Click on the chart to enlarge it.
Here's an example of how Ocean performs on the Forex market, and also allows you to see the characteristics of a couple of the new Ocean Bounded tools.
Let's begin the analysis at the daily level, where we see that NMC2 produces a Zero Hit from above on Aug. 18th and 19th, generating a potential buy signal setup (denoted by the A in the second sub-graph).
Note also that NST, one of the new Ocean Bounded tools, has crossed below the oversold threshold (shown in the bottom sub-graph as A', where the NST has crossed below the lower red line oversold zone). This indicates that the market is now in a position to support a potential rally. The NMC2 setup then trips a long entry, as shown by the arrow on the price chart on Aug. 22nd.
The market rallies for a few days and then pulls back enough to generate another Zero Hit setup, this time from NMC (shown in the first sub-graph as B). Two days later, this setup triggers another long entry, as shown by the arrow on Aug. 31st.
A rapid three day advance then occurs, which leads to an overbought condition, where prices should be expected to pause or possibly reverse. This is shown by the arrow on prices, where the close exceeds the upped standard deviation band of the Ocean moving average on Sept. 2nd.
Additionally, NMC has exceeded its upper standard deviation band (shown by the letter C in the first sub-graph), and NST is also indicating an overbought condition by exceeding its overbought threshold (shown by the C' in the bottom sub-graph). When occurring in unison, these events signify that at least a short-term top has developed, and profits should be taken on the trade.
Lastly, let's examine the subsequent price action, which shows that after the top, prices decline below both Ocean moving averages. Also note that NMC as well as both of the Bounded tools (NDX and NST) cross below the zero line (show by the arrows in the respective sub-graphs), indicating a weakened market condition.

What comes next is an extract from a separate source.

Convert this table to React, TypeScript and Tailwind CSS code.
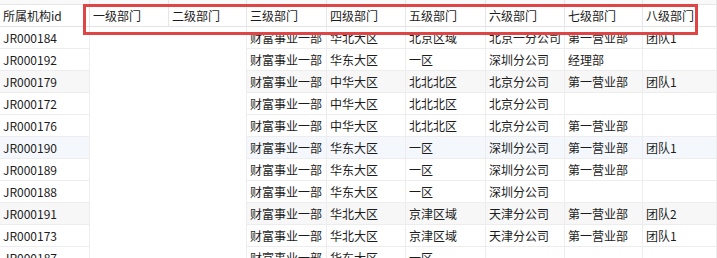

Now we'll await the possibility of a Zero Hit setup from below to offer us a selling opportunity. After a very subtle counter-trend retracement, the Zero Hit from below from NMC occurs on Sept. 14th (as shown by the letter D in the first sub-graph), and a valid entry is triggered on the 15th, as indicated by the arrow above prices.
It's now time to roll down to some intra-day time frames to see if it might be possible to dramatically reduce the risk required to assume the trade.
Note: It is sometimes asked whether it's necessary that multiple time frames are in Zero Hit agreement for a setup and entry to occur. The answer is no, it's not mandatory for multiple time frames to simultaneously develop for a signal to be taken. The setups and entries on this daily chart show that a single time frame can be sufficient for a profitable trade to be identified and acted upon.
The same single timeframe analysis, for isolated trades, can be used with the other intra-day charts supplied in this Forex example. However, the reason that we like to use multiple timeframe agreement is that it helps to identify the most promising trade setups and often allows us to radically reduce the risk required to assume the trade.
Successful trading really boils down to patience and discipline, something that identifying the most promising setups forces us to develop. By patiently waiting for the best setup conditions to develop, we're naturally allowing ourselves to operate from a disciplined mindset and thus strengthening the habits that are crucial to consistent performance.